Und sag dem Daniel im BMG, Camembert light und Cola light sind genug, eine Apotheke light braucht kein Mensch. Weil wir gerade bei der Politik sind, wie wärs, wenn Du den SPD-Genossen ein bisschen Hirn mitbringst – ich glaube, die wissen gar nicht, was sie in ihrem Leitantrag beschlossen haben. Mach ihnen bitte klar, dass Liberalisierung der Arzneiversorgung nur eins bedeutet, nämlich Ketten. Und das ist das Aus für kleine Apotheken. Jetzt die schwarz-gelbe Regierung mit AMNOG, Light-Apo und Pick up, danach eine rot-grüne mit Liberalisierung, Ketten und OTC im Supermarkt – dann sind wir tot. Das kannst Du doch nicht wollen.

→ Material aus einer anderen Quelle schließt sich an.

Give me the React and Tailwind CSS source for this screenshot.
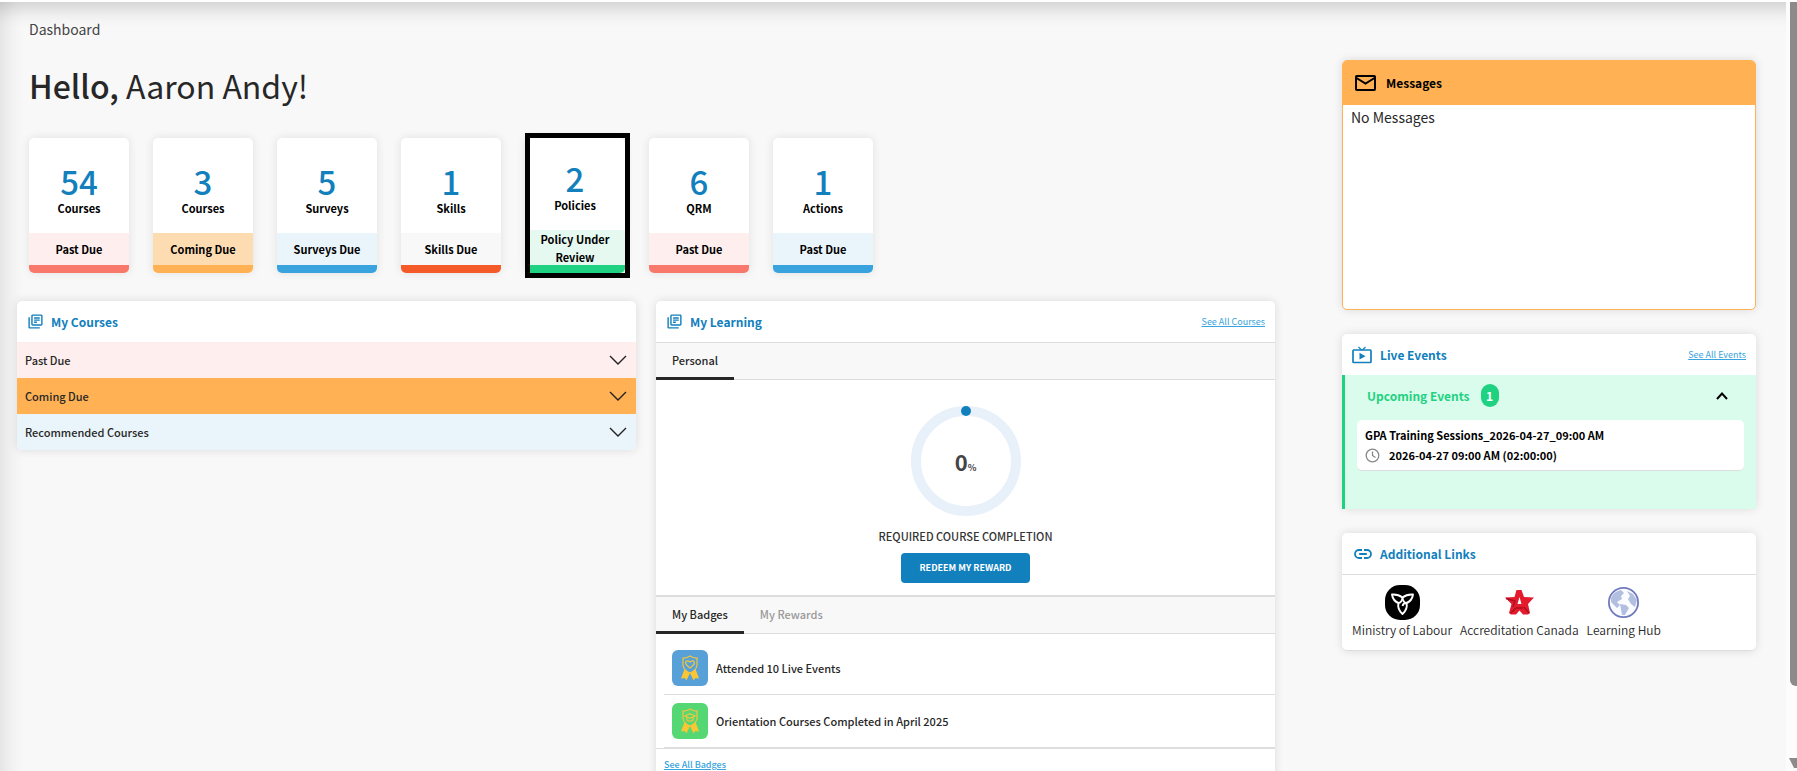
import { MdOutlineLibraryBooks } from "react-icons/md";

const tiles = [
  { count: 54, label: "Courses", due: "Past Due", tint: "bg-[#feefee]", bar: "bg-[#f9786c]" },
  { count: 3, label: "Courses", due: "Coming Due", tint: "bg-[#fedcb1]", bar: "bg-[#ffb154]" },
  { count: 5, label: "Surveys", due: "Surveys Due", tint: "bg-[#eaf5fb]", bar: "bg-[#38a3dd]" },
  { count: 1, label: "Skills", due: "Skills Due", tint: "bg-[#f8f8f8]", bar: "bg-[#f45b29]" },
  { count: 2, label: "Policies", due: "Policy Under Review", tint: "bg-[#e6f9f0]", bar: "bg-[#1fd281]", selected: true },
  { count: 6, label: "QRM", due: "Past Due", tint: "bg-[#feefee]", bar: "bg-[#f9786c]" },
  { count: 1, label: "Actions", due: "Past Due", tint: "bg-[#eaf5fb]", bar: "bg-[#38a3dd]" },
];

const courseGroups = [
  { name: "Past Due", tint: "bg-[#feefee]" },
  { name: "Coming Due", tint: "bg-[#ffb154]" },
  { name: "Recommended Courses", tint: "bg-[#eaf5fb]" },
];

const badges = [
  { name: "Attended 10 Live Events", tint: "bg-[#58a1d8]", kind: "heart" },
  { name: "Orientation Courses Completed in April 2025", tint: "bg-[#55d873]", kind: "cap" },
];

function LiveTvIcon() {
  return (
    <svg viewBox="0 0 20 18" className="h-[18px] w-5" fill="none" stroke="#1180bd">
      <rect x="1" y="4" width="18" height="12.5" rx="0.8" strokeWidth="1.7" />
      <path d="M6.5 1 L9.6 4 M13.5 1 L10.4 4" strokeWidth="1.1" />
      <path d="M7.5 6.8 L13.5 10.2 L7.5 13.6 Z" fill="#1180bd" stroke="none" />
    </svg>
  );
}

function LinkIcon() {
  return (
    <svg viewBox="0 0 18 10" className="h-[10px] w-[18px]" fill="none" stroke="#1180bd" strokeWidth="1.8">
      <path d="M8 1 H5 a4 4 0 0 0 0 8 H8 M10 1 H13 a4 4 0 0 1 0 8 H10 M5.2 5 H12.8" />
    </svg>
  );
}

function MailIcon() {
  return (
    <svg viewBox="0 0 21 16" className="h-4 w-[21px]" fill="none" stroke="#000" strokeWidth="2">
      <rect x="1" y="1" width="19" height="14" rx="0.8" />
      <path d="M1.5 3 L10.5 8.5 L19.5 3" />
    </svg>
  );
}

function ClockIcon() {
  return (
    <svg viewBox="0 0 15 15" className="size-[15px]" fill="none" stroke="#888" strokeWidth="1.3">
      <circle cx="7.5" cy="7.5" r="6.3" />
      <path d="M7.5 3.5 V7.5 L10.5 9.5" />
    </svg>
  );
}

function ChevronDown() {
  return (
    <svg viewBox="0 0 18 10" className="h-[10px] w-[18px]" fill="none" stroke="#222" strokeWidth="1.4">
      <path d="M1 1 L9 9 L17 1" />
    </svg>
  );
}

function RibbonIcon({ kind }) {
  return (
    <svg viewBox="0 0 36 36" className="size-9" fill="none" stroke="#f2c53d" strokeWidth="1.2">
      <path d="M12.5 19 L9 28.5 L12.5 28 L14.5 30.3 L18 23 L21.5 30.3 L23.5 28 L27 28.5 L23.5 19 Q18 24 12.5 19 Z" fill="#fbc633" stroke="none" />
      <path
        d="M18 6 Q14.5 8.3 11 8 V15.5 Q12 20.5 18 23 Q24 20.5 25 15.5 V8 Q21.5 8.3 18 6 Z"
        fill={kind === "heart" ? "#58a1d8" : "#55d873"}
      />
      {kind === "heart" ? (
        <path d="M18 18 Q13.3 14.8 13.6 12.3 Q14.4 9.5 18 12 Q21.6 9.5 22.4 12.3 Q22.7 14.8 18 18 Z" />
      ) : (
        <path d="M12.8 13 L18 10.6 L23.2 13 L18 15.4 Z M14.8 14.2 V17 Q18 19.5 21.2 17 V14.2" />
      )}
    </svg>
  );
}

function TrilliumIcon() {
  return (
    <svg viewBox="0 0 35 35" className="size-[35px]" fill="none" stroke="#fff" strokeWidth="1.9" strokeLinejoin="round">
      <rect width="35" height="35" rx="15" fill="#000" stroke="none" />
      <path d="M17.5 12.5 Q13 9 7 9.5 Q8 16 13.5 18 Q17 17.5 17.5 12.5 Z" />
      <path d="M17.5 12.5 Q22 9 28 9.5 Q27 16 21.5 18 Q18 17.5 17.5 12.5 Z" />
      <path d="M13.5 18 Q12 24 17.5 29 Q23 24 21.5 18 Q18.5 17.5 17.5 21" />
    </svg>
  );
}

function StarIcon() {
  return (
    <svg viewBox="0 0 35 35" className="size-[35px]">
      <path d="M14.5 5 H19.5 L22 12 L32 12.5 L26 19 L28 28 L26 29.5 H21 L17.5 25.5 L14 29.5 H9 L7 28 L9.5 19 L3 12.5 L12.5 12 Z" fill="#e31b2c" />
      <path d="M17.5 12 L19.5 19 H15.5 Z" fill="#fff" />
      <path d="M4 13.5 L13 16 L11 22 M27 28 L22 22 M9 28 L14 23 H21" stroke="#a80f20" strokeWidth="1.3" fill="none" />
    </svg>
  );
}

function GlobeIcon() {
  return (
    <svg viewBox="0 0 35 35" className="size-[35px]">
      <circle cx="17.5" cy="17.5" r="14.6" fill="#fbfcff" stroke="#7079bb" strokeWidth="1.8" />
      <path d="M5 13 Q8 6 15 5 L18 8 L15 11 L16 14 L11 17 L14 20 L11 23 L5 17 Z" fill="#b3bfe0" />
      <path d="M14 19 L20 20 L23 23 L19 30 L16 30 Z" fill="#b3bfe0" />
      <path d="M21 6 L27 9 L31 15 L29 22 L25 19 L22 14 L24 11 Z" fill="#b3bfe0" />
    </svg>
  );
}

const links = [
  { name: "Ministry of Labour", Icon: TrilliumIcon },
  { name: "Accreditation Canada", Icon: StarIcon },
  { name: "Learning Hub", Icon: GlobeIcon },
];

function StatTile({ tile }) {
  return (
    <div className="relative">
      <button
        type="button"
        className="flex h-[135px] w-[100px] flex-col overflow-hidden rounded-[5px] bg-white text-black shadow-[0_0_10px_rgba(0,0,0,0.1)]"
      >
        <span className="flex w-full flex-1 flex-col items-center justify-end pb-[15px]">
          <span className="text-[33px] leading-[34px] font-medium text-[#1180bd]">{tile.count}</span>
          <span className="text-[11px] leading-5 font-bold">{tile.label}</span>
        </span>
        <span
          className={`flex w-full items-center justify-center px-2 text-[11px] leading-[18px] font-bold ${
            tile.selected ? "h-[35px]" : "h-8"
          } ${tile.tint}`}
        >
          {tile.due}
        </span>
        <span className={`h-2 w-full ${tile.bar}`} />
      </button>
      {tile.selected && (
        <div className="pointer-events-none absolute -top-[5px] -right-[5px] -bottom-[5px] left-0 border-5 border-black" />
      )}
    </div>
  );
}

function Card({ className = "", children }) {
  return (
    <section className={`rounded-[5px] bg-white shadow-[0_0_10px_rgba(0,0,0,0.12)] ${className}`}>{children}</section>
  );
}

function App() {
  return (
    <div className="flex h-screen overflow-hidden border-t-2 border-white bg-[#f8f8f8] font-['Noto_Sans_CJK_SC',sans-serif] text-[#272727]">
      <div className="flex flex-1 items-start pr-[30px] pl-[17px] shadow-[inset_0_26px_20px_-20px_rgba(0,0,0,0.18),inset_26px_0_20px_-20px_rgba(0,0,0,0.1)]">
        <main className="min-w-0 flex-1">
          <div className="pl-3">
            <p className="pt-[15px] text-[14px] leading-6 text-[#444]">Dashboard</p>
            <h1 className="pt-[23px] text-[32px] leading-[42px]">
              <b className="font-medium">Hello,</b> Aaron Andy!
            </h1>
            <div className="flex gap-6 pt-8">
              {tiles.map((tile, i) => (
                <StatTile key={i} tile={tile} />
              ))}
            </div>
          </div>

          <div className="grid grid-cols-2 items-start gap-5 pt-7">
            <Card className="overflow-hidden">
              <h2 className="flex h-[41px] items-center gap-[7px] px-[10px] text-[12px] font-bold text-[#1180bd]">
                <MdOutlineLibraryBooks className="size-[17px]" />
                My Courses
              </h2>
              {courseGroups.map((group) => (
                <button
                  key={group.name}
                  type="button"
                  className={`flex h-9 w-full items-center justify-between px-2 pr-[9px] text-[11px] font-medium ${group.tint}`}
                >
                  {group.name}
                  <ChevronDown />
                </button>
              ))}
            </Card>

            <Card>
              <header className="flex h-[42px] items-center justify-between border-b border-[#ddd] px-[10px]">
                <h2 className="flex items-center gap-[7px] text-[12px] font-bold text-[#1180bd]">
                  <MdOutlineLibraryBooks className="size-[17px]" />
                  My Learning
                </h2>
                <a href="#courses" className="text-[9px] text-[#38a3dd] underline">See All Courses</a>
              </header>
              <div className="flex h-[37px] border-b border-[#ddd] bg-[#f8f8f8]">
                <button type="button" className="h-[37px] border-b-3 border-[#272727] px-4 text-[11px] font-medium">
                  Personal
                </button>
              </div>
              <div className="flex flex-col items-center pt-[26px] pb-3">
                <div className="relative flex size-[110px] items-center justify-center">
                  <svg viewBox="0 0 110 110" className="absolute inset-0 size-full" fill="none">
                    <circle cx="55" cy="55" r="50" stroke="#e8f0fa" strokeWidth="10" />
                    <circle cx="55" cy="5" r="5" fill="#1180bd" />
                  </svg>
                  <p className="relative text-[22px] font-bold text-[#444]">
                    0<span className="text-[9px]">%</span>
                  </p>
                </div>
                <p className="pt-2 text-[11px] leading-6 font-medium text-[#333]">REQUIRED COURSE COMPLETION</p>
                <button type="button" className="mt-[5px] h-[30px] rounded bg-[#1180bd] px-[18px] text-[9px] font-bold text-white">
                  REDEEM MY REWARD
                </button>
              </div>
              <div className="flex h-[39px] border-t-2 border-b border-[#ddd] bg-[#f8f8f8] text-[11px] font-medium">
                <button type="button" className="h-[37px] border-b-3 border-[#272727] px-4">My Badges</button>
                <button type="button" className="h-[37px] px-4 pb-[3px] text-[#999]">My Rewards</button>
              </div>
              <ul className="pt-2 pl-2">
                {badges.map((badge) => (
                  <li key={badge.name} className="flex h-[53px] items-center gap-2 border-b border-[#ddd] pl-2 text-[11px] font-medium">
                    <span className={`rounded-md ${badge.tint}`}>
                      <RibbonIcon kind={badge.kind} />
                    </span>
                    {badge.name}
                  </li>
                ))}
              </ul>
              <div className="flex border-t border-[#ddd] px-2 pt-2 pb-4">
                <a href="#badges" className="text-[9px] leading-4 font-medium text-[#38a3dd] underline">See All Badges</a>
              </div>
            </Card>
          </div>
        </main>

        <aside className="ml-[67px] flex w-[414px] shrink-0 flex-col gap-6 pt-[58px]">
          <Card className="min-h-[250px] overflow-hidden border border-[#ffb154]">
            <h2 className="flex h-11 items-center gap-[10px] bg-[#ffb154] px-3 text-[12px] font-bold text-black">
              <MailIcon />
              Messages
            </h2>
            <p className="px-2 text-[14px] leading-6">No Messages</p>
          </Card>

          <Card>
            <header className="flex h-[41px] items-center justify-between px-[10px]">
              <h2 className="flex items-center gap-2 text-[12px] font-bold text-[#1180bd]">
                <LiveTvIcon />
                Live Events
              </h2>
              <a href="#events" className="text-[9px] text-[#38a3dd] underline">See All Events</a>
            </header>
            <div className="border-l-3 border-[#1fd281] bg-[#dafcec] px-3 pb-[38px]">
              <button type="button" className="flex h-[45px] w-full items-center pr-4 pb-1 pl-[10px] text-[12px] font-bold text-[#1fd281]">
                Upcoming Events
                <span className="ml-[11px] flex h-[23px] w-[18px] items-center justify-center rounded-full bg-[#1fd281] text-white">
                  1
                </span>
                <svg viewBox="0 0 12 8" className="ml-auto h-2 w-3" fill="none" stroke="#000" strokeWidth="2">
                  <path d="M1 7 L6 1.5 L11 7" />
                </svg>
              </button>
              <div className="rounded-[5px] border-b border-[#ddd] bg-white px-2 py-[5px] text-[11px] leading-5 font-bold text-black">
                <p>GPA Training Sessions_2026-04-27_09:00 AM</p>
                <p className="flex items-center gap-[9px]">
                  <ClockIcon />
                  2026-04-27 09:00 AM (02:00:00)
                </p>
              </div>
            </div>
          </Card>

          <Card className="border-b border-[#ddd]">
            <h2 className="flex h-[42px] items-center gap-2 border-b border-[#ddd] px-3 text-[12px] font-bold text-[#1180bd]">
              <LinkIcon />
              Additional Links
            </h2>
            <div className="flex gap-2 px-[10px] pt-[10px] pb-[10px]">
              {links.map(({ name, Icon }) => (
                <a key={name} href="#links" className="flex flex-col items-center text-[12px] leading-5 font-[350]">
                  <Icon />
                  {name}
                </a>
              ))}
            </div>
          </Card>
        </aside>
      </div>

      <div className="flex w-[11px] flex-col items-end justify-between bg-[#fcfcfc]">
        <div className="h-[89%] w-[7px] rounded-bl-md bg-[#8b8b8b]" />
        <svg viewBox="0 0 8 10" className="mb-[3px] h-[10px] w-2" fill="#8b8b8b">
          <path d="M0 0 H8 V10 H5 Z" />
        </svg>
      </div>
    </div>
  );
}

export default App;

Ich weiß, das sind jede Menge Wünsche, ich hoffe, ich habe nichts vergessen.
Damit Du sie alle erfüllen kannst, hab ich auch peinlich genau mein Wunschzettelformular ausgefüllt. Nach dem Affenzirkus mit den Novitas- und Big-gesund-BKKen kenn ich mich jetzt aus: Meine Unterschrift ist handschriftlich, das Datum und alle Kreuzchen sind an der richtigen Stelle. Ich möchte doch nicht, dass Du meinen Wunschzettel auf Null retaxierst.